In the lead role of Kaylie, Karen Gillan (TV's "Doctor Who") is committed and captivating in the way she unblinkingly relays the mirror's malignant history, complete with photos of past victims, like a resourceful survivalist and professor who will stop at nothing until the past is put to rest. As Tim, Brenton Thwaites is a bit flat initially, but considering the character has just been released from a mental ward, he capably conveys childhood trauma. Their younger counterparts, Annalise Basso and Garrett Ryan, are clearly less experienced, but they have a natural sibling bond and convince when asked to look scared and run for their lives from their unhinged parents. Katee Sackhoff is quite sympathetic and affecting as Marie, a cheerful wife and mother who comes undone. The primal place that she's asked to go later, however, is less effective. Finally, as Alan, Rory Cochrane acts indifferently from the start that it never feels like a new switch has been turned on for him to go into Psycho Dad mode.
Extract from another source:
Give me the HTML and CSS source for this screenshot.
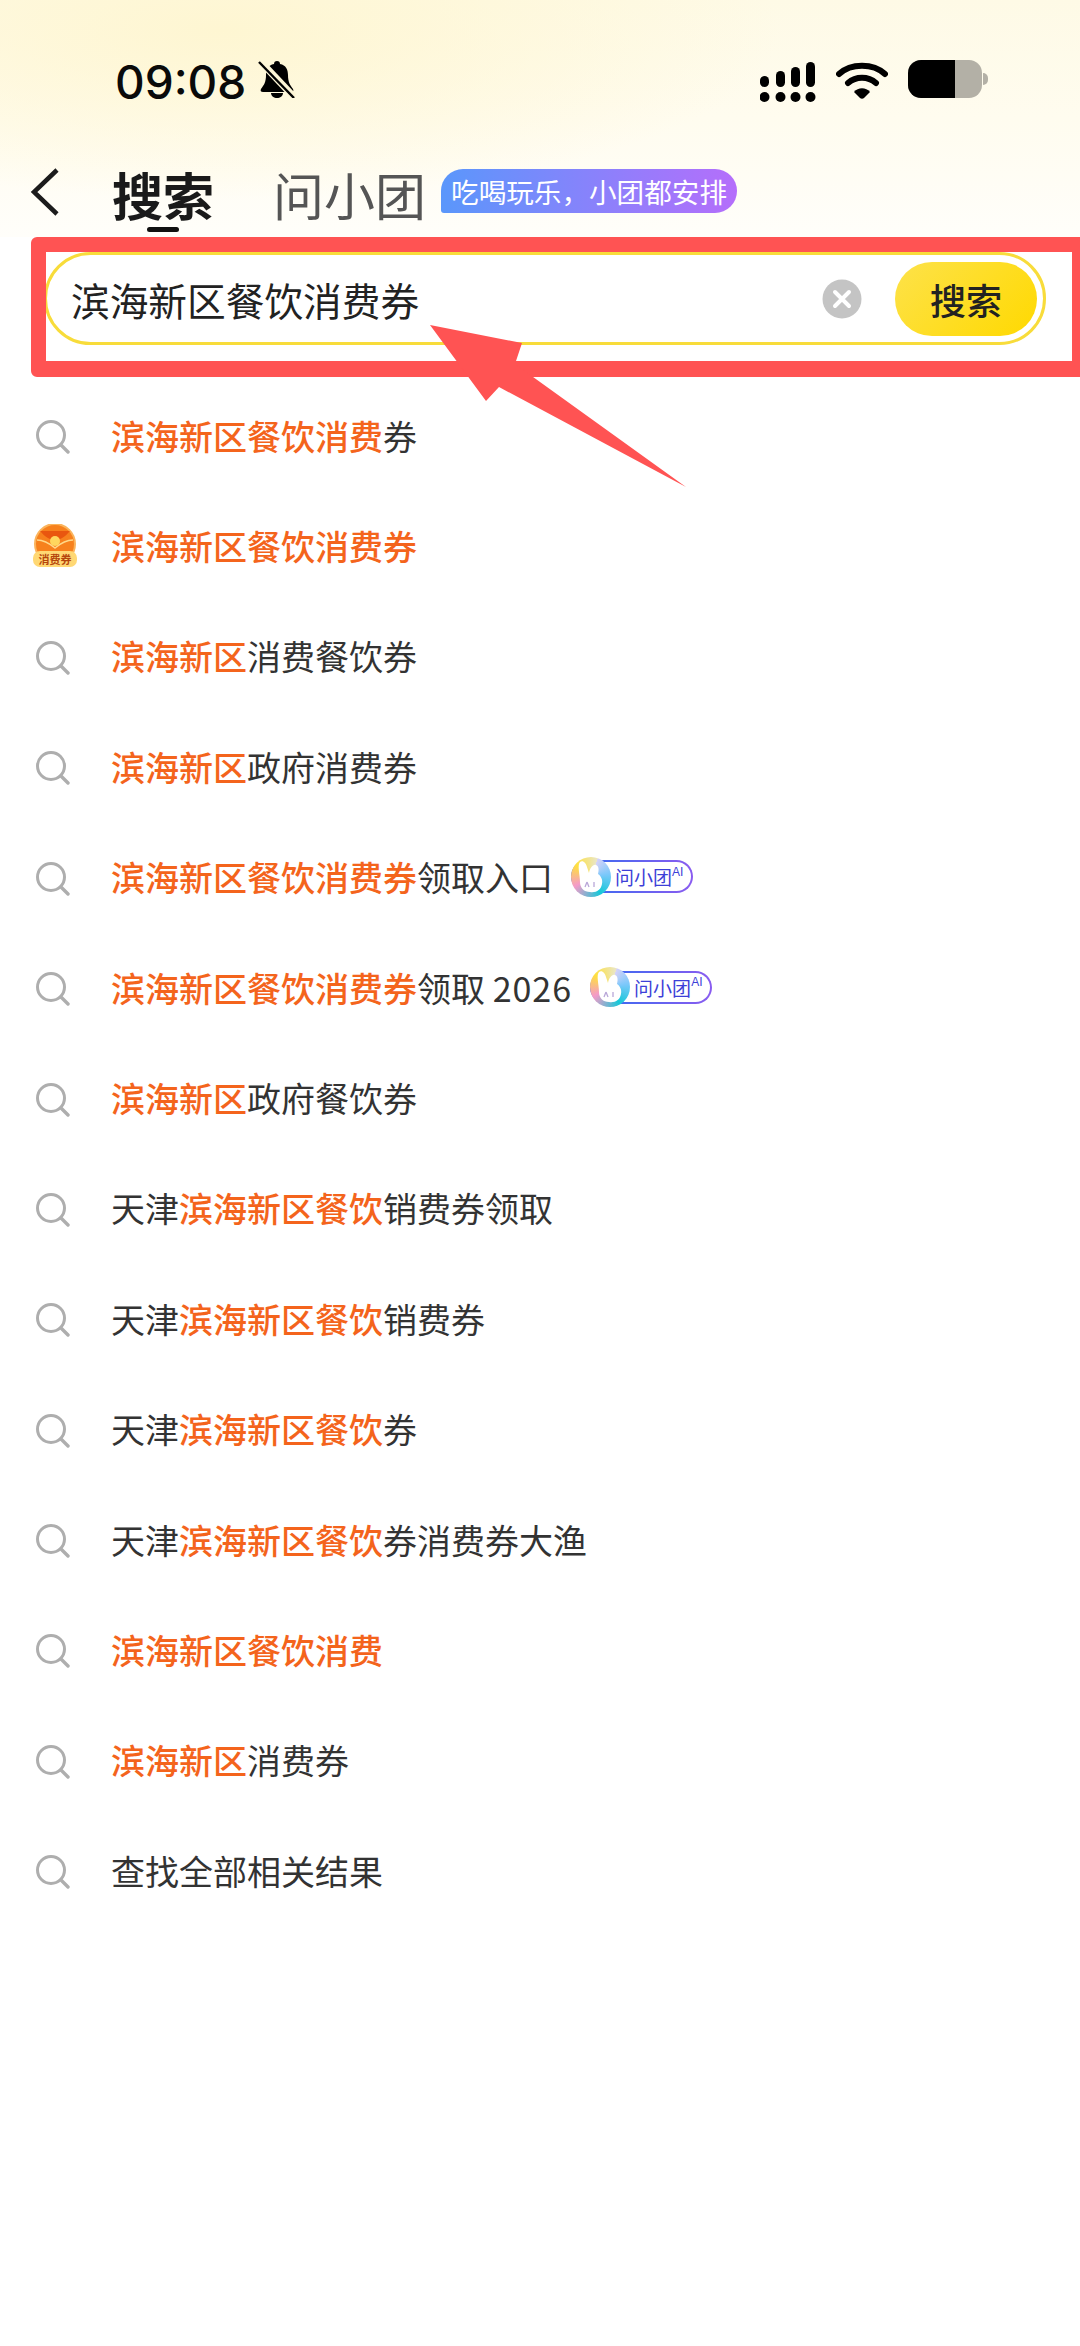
FILE: index.html
```html
<!DOCTYPE html>
<html lang="zh-CN">
<head>
<meta charset="UTF-8">
<meta name="viewport" content="width=device-width, initial-scale=1.0">
<title>搜索</title>
<link rel="stylesheet" href="styles.css">
</head>
<body>
<svg class="defs" width="0" height="0">
    <defs>
        <symbol id="search" viewBox="0 0 34 34">
            <circle cx="15" cy="15" r="13.5" fill="none" stroke="#aeaeae" stroke-width="3"/>
            <path d="M25 25l7 7" fill="none" stroke="#aeaeae" stroke-width="3.4" stroke-linecap="round"/>
        </symbol>
        <symbol id="rabbit" viewBox="0 0 40 40">
            <path d="M9 5c3-2 6 1 7 5l2 6c1-5 4-9 7-8 3 1 3 5 2 9 3 2 5 6 4 10-1 6-6 9-12 8-6 0-10-4-10-10 0-7-3-17 0-20z" fill="#fff"/>
            <path d="M16 25l-2 5M16 25l2 5M23 25v5" fill="none" stroke="#b9a7d8" stroke-width="1.3"/>
        </symbol>
    </defs>
</svg>

<header class="top">
    <div class="status">
        <div class="status-left">
            <span class="time">09:08</span>
            <svg class="bell" width="38" height="38" viewBox="0 0 38 38">
                <path d="M19 1c2 0 3 1 3 3 6 1 8 6 8 11 0 7 2 10 5 14 1 2 0 3-2 3H5c-2 0-3-1-2-3 3-4 5-7 5-14 0-5 2-10 8-11 0-2 1-3 3-3z" fill="#000"/>
                <path d="M13 33h12c0 3-3 5-6 5s-6-2-6-5z" fill="#000"/>
                <path d="M2 1l34 36" stroke="#fdf6d6" stroke-width="7"/>
                <path d="M1 2l35 36" stroke="#000" stroke-width="2.4"/>
            </svg>
        </div>
        <div class="status-right">
            <svg width="56" height="42" viewBox="0 0 56 42">
                <g fill="#000">
                    <rect x="0" y="14" width="9" height="11" rx="4.5"/>
                    <rect x="16" y="9" width="9" height="16" rx="4.5"/>
                    <rect x="31" y="5" width="9" height="20" rx="4.5"/>
                    <rect x="46" y="0" width="9" height="25" rx="4.5"/>
                    <circle cx="4.5" cy="35" r="5"/>
                    <circle cx="20.5" cy="35" r="5"/>
                    <circle cx="35.5" cy="35" r="5"/>
                    <circle cx="50.5" cy="35" r="5"/>
                </g>
            </svg>
            <svg width="52" height="38" viewBox="0 0 52 38">
                <path d="M3 12C15 1 37 1 49 12" fill="none" stroke="#000" stroke-width="6" stroke-linecap="round"/>
                <path d="M12 21c8-7 20-7 28 0" fill="none" stroke="#000" stroke-width="6" stroke-linecap="round"/>
                <path d="M18 30c4-5 12-5 16 0l-6 6c-1 1-3 1-4 0z" fill="#000"/>
            </svg>
            <div class="battery">
                <div class="battery-body"><div class="battery-fill"></div></div>
                <div class="battery-nub"></div>
            </div>
        </div>
    </div>

    <nav class="tabs">
        <svg class="back" width="30" height="48" viewBox="0 0 30 48">
            <path d="M27 2L4 24l23 22" fill="none" stroke="#1c1c1c" stroke-width="4.5"/>
        </svg>
        <div class="tab tab-active">搜索<i class="tab-bar"></i></div>
        <div class="tab">问小团</div>
        <div class="tab-badge">吃喝玩乐，小团都安排</div>
    </nav>
</header>

<div class="frame">
    <div class="searchbox">
        <span class="query">滨海新区餐饮消费券</span>
        <svg class="clear" width="40" height="40" viewBox="0 0 40 40">
            <circle cx="20" cy="20" r="19.5" fill="#c4c4c4"/>
            <path d="M13 13l14 14M27 13L13 27" stroke="#fff" stroke-width="4" stroke-linecap="round"/>
        </svg>
        <div class="search-btn">搜索</div>
    </div>
</div>

<ul class="list">
    <li><span class="slot"><svg class="ico"><use href="#search"/></svg></span><b>滨海新区餐饮消费</b>券</li>
    <li><span class="slot">
        <svg class="coupon" width="46" height="46" viewBox="0 0 46 46">
            <circle cx="23" cy="20" r="20" fill="#f7811d" stroke="#fbb45c" stroke-width="2"/>
            <path d="M8 7c5 6 10 9 15 9s10-3 15-9" fill="#e9560f"/>
            <path d="M5 16c6 0 12 3 18 8 6-5 12-8 18-8" fill="none" stroke="#ffd98a" stroke-width="1.6"/>
            <circle cx="23" cy="17" r="5" fill="#ffd75e"/>
            <rect x="1" y="27" width="44" height="16" rx="7" fill="#ffd874"/>
            <text x="23" y="40" text-anchor="middle" class="coupon-text">消费券</text>
        </svg>
    </span><b>滨海新区餐饮消费券</b></li>
    <li><span class="slot"><svg class="ico"><use href="#search"/></svg></span><b>滨海新区</b>消费餐饮券</li>
    <li><span class="slot"><svg class="ico"><use href="#search"/></svg></span><b>滨海新区</b>政府消费券</li>
    <li><span class="slot"><svg class="ico"><use href="#search"/></svg></span><b>滨海新区餐饮消费券</b><span>领取入口</span><span class="pill"><span class="pill-logo"><svg width="40" height="40"><use href="#rabbit"/></svg></span>问小团<sup>AI</sup></span></li>
    <li><span class="slot"><svg class="ico"><use href="#search"/></svg></span><b>滨海新区餐饮消费券</b><span>领取 <span class="num">2026</span></span><span class="pill"><span class="pill-logo"><svg width="40" height="40"><use href="#rabbit"/></svg></span>问小团<sup>AI</sup></span></li>
    <li><span class="slot"><svg class="ico"><use href="#search"/></svg></span><b>滨海新区</b>政府餐饮券</li>
    <li><span class="slot"><svg class="ico"><use href="#search"/></svg></span>天津<b>滨海新区餐饮</b>销费券领取</li>
    <li><span class="slot"><svg class="ico"><use href="#search"/></svg></span>天津<b>滨海新区餐饮</b>销费券</li>
    <li><span class="slot"><svg class="ico"><use href="#search"/></svg></span>天津<b>滨海新区餐饮</b>券</li>
    <li><span class="slot"><svg class="ico"><use href="#search"/></svg></span>天津<b>滨海新区餐饮</b>券消费券大渔</li>
    <li><span class="slot"><svg class="ico"><use href="#search"/></svg></span><b>滨海新区餐饮消费</b></li>
    <li><span class="slot"><svg class="ico"><use href="#search"/></svg></span><b>滨海新区</b>消费券</li>
    <li><span class="slot"><svg class="ico"><use href="#search"/></svg></span>查找全部相关结果</li>
</ul>

<svg class="arrow" width="1080" height="500" viewBox="0 0 1080 500">
    <polygon points="430,325 522,343 515,364 686,487 499,387 486,401" fill="#ff5353"/>
</svg>
</body>
</html>
```

FILE: styles.css
```css
* {
    box-sizing: border-box;
}
html, body {
    margin: 0;
    padding: 0;
}
body {
    position: relative;
    width: 1080px;
    height: 2346px;
    overflow: hidden;
    background: #fff;
    font-family: "Noto Sans CJK SC", "Noto Sans", sans-serif;
    color: #333;
}
.defs {
    display: block;
    height: 0;
}
.top {
    height: 237px;
    background:
        radial-gradient(ellipse 560px 170px at 220px 30px, #fef6d2 0%, rgba(255, 246, 208, 0) 100%),
        linear-gradient(180deg, #fefae6 0%, #fffcef 50%, #fffefa 100%);
}
.status {
    display: flex;
    justify-content: space-between;
    height: 150px;
    padding: 58px 93px 0 115px;
}
.status-left {
    display: flex;
    align-items: flex-start;
    gap: 12px;
}
.time {
    font-family: Inter, "Liberation Sans", sans-serif;
    font-size: 46px;
    font-weight: 500;
    line-height: 44px;
    color: #0a0a0a;
    margin-top: 2px;
}
.bell {
    margin-top: 2px;
}
.status-right {
    display: flex;
    align-items: flex-start;
    gap: 20px;
    margin-top: 4px;
}
.battery {
    display: flex;
    align-items: center;
    margin-top: -2px;
    margin-right: -1px;
}
.battery-body {
    width: 74px;
    height: 38px;
    border-radius: 13px;
    background: #b3b0a6;
    overflow: hidden;
}
.battery-fill {
    width: 47px;
    height: 100%;
    background: #000;
}
.battery-nub {
    width: 5px;
    height: 12px;
    margin-left: 1px;
    border-radius: 0 6px 6px 0;
    background: #b3b0a6;
}
.tabs {
    display: flex;
    align-items: flex-start;
    height: 87px;
    padding: 18px 0 0 30px;
}
.back {
    margin-right: 52px;
}
.tab {
    display: flex;
    flex-direction: column;
    align-items: center;
    font-size: 51px;
    line-height: 52px;
    color: #555;
    margin-right: 15px;
}
.tab-active {
    margin-right: 59px;
    font-weight: 700;
    color: #1a1a1a;
}
.tab-bar {
    width: 32px;
    height: 5px;
    margin-top: 7px;
    border-radius: 3px;
    background: #111;
}
.tab-badge {
    height: 44px;
    margin-top: 1px;
    padding: 0 10px;
    border-radius: 22px 22px 22px 3px;
    background: linear-gradient(90deg, #5a97fb 0%, #b56efb 100%);
    color: #fff;
    font-size: 27.6px;
    line-height: 44px;
    white-space: nowrap;
}
.frame {
    width: 1049px;
    height: 140px;
    margin-left: 31px;
    border: solid #ff5353;
    border-width: 15px 8px 16px 15px;
    border-radius: 6px 0 0 6px;
    background: #fff;
    overflow: hidden;
}
.searchbox {
    display: flex;
    align-items: center;
    width: 1002px;
    height: 93px;
    margin-left: -2px;
    padding: 0 6px 0 24px;
    border: 3px solid #f8dc3a;
    border-radius: 47px;
    background: #fff;
}
.query {
    flex: 1;
    font-size: 38.7px;
    line-height: 50px;
    color: #222;
}
.clear {
    margin-right: 33px;
}
.search-btn {
    width: 142px;
    height: 74px;
    border-radius: 37px;
    background: linear-gradient(135deg, #fde24a 0%, #ffd900 100%);
    color: #222;
    font-size: 36px;
    font-weight: 500;
    line-height: 74px;
    text-align: center;
}
.list {
    list-style: none;
    margin: 3px 0 0;
    padding: 0 0 0 33px;
}
.list li {
    display: flex;
    align-items: center;
    height: 110.4px;
    font-size: 34px;
}
.list li b {
    font-weight: 500;
    color: #f4641c;
}
.num {
    letter-spacing: 1px;
}
.slot {
    display: flex;
    align-items: center;
    flex: none;
    width: 78px;
}
.ico {
    width: 34px;
    height: 34px;
    margin: 4px 0 0 3px;
}
.coupon {
    margin: 2px 0 0 -1px;
}
.coupon-text {
    font-size: 11px;
    font-weight: 700;
    fill: #b5450c;
}
.pill {
    display: inline-flex;
    align-items: center;
    height: 33px;
    margin-left: 18px;
    padding-right: 8px;
    border: 2px solid transparent;
    border-radius: 17px;
    background:
        linear-gradient(#fff, #fff) padding-box,
        linear-gradient(90deg, #2f6cf0 0%, #8a5cf0 100%) border-box;
    color: #3d3fd8;
    font-size: 19px;
    line-height: 29px;
}
.pill sup {
    font-family: "Liberation Sans", sans-serif;
    font-size: 12px;
    line-height: 12px;
    margin-top: -10px;
    align-self: center;
}
.pill-logo {
    flex: none;
    width: 40px;
    height: 40px;
    margin-left: -2px;
    margin-right: 4px;
    border-radius: 50%;
    background: conic-gradient(from 20deg, #d6d2f8 0deg, #7cc8fb 60deg, #16c8d8 130deg, #f59ac8 220deg, #ffe13c 290deg, #e9e6c8 360deg);
}
.pill-logo svg {
    display: block;
}
.arrow {
    position: absolute;
    left: 0;
    top: 0;
    pointer-events: none;
}
```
Maybe this horror buff has become desensitized, but "Oculus" is too formally spooky with echoes of "The Shining," "Mama," and, to a much lesser degree, "The Apparition." Yes, it has its shock moments, one original enough to involve an apple and a light bulb, and the Newton Brothers' pulsing music score occasionally adds dread, but the ongoing sight of ghostly actors with stringy hair and glowing contact lenses is positively hokey rather than fearsome. The thought of a mirror warping perception and playing tricks with reality is creepy and disorienting. As it turns out, that thought is creepier and more disorienting than anything in the film itself. "Oculus" is well-made silliness that offers some fun moments, but it won't leave one feeling rattled or unnerved. It's difficult not to be disappointed; as an alternative, it might make a person want to give another chance to 2008's "Mirrors," an imperfect but more effective chiller about Kiefer Sutherland battling reflections. For those holding out for another elevated genre benchmark, like "Insidious," "The Cabin in the Woods," "Sinister," "The Conjuring" and "You're Next," keep waiting.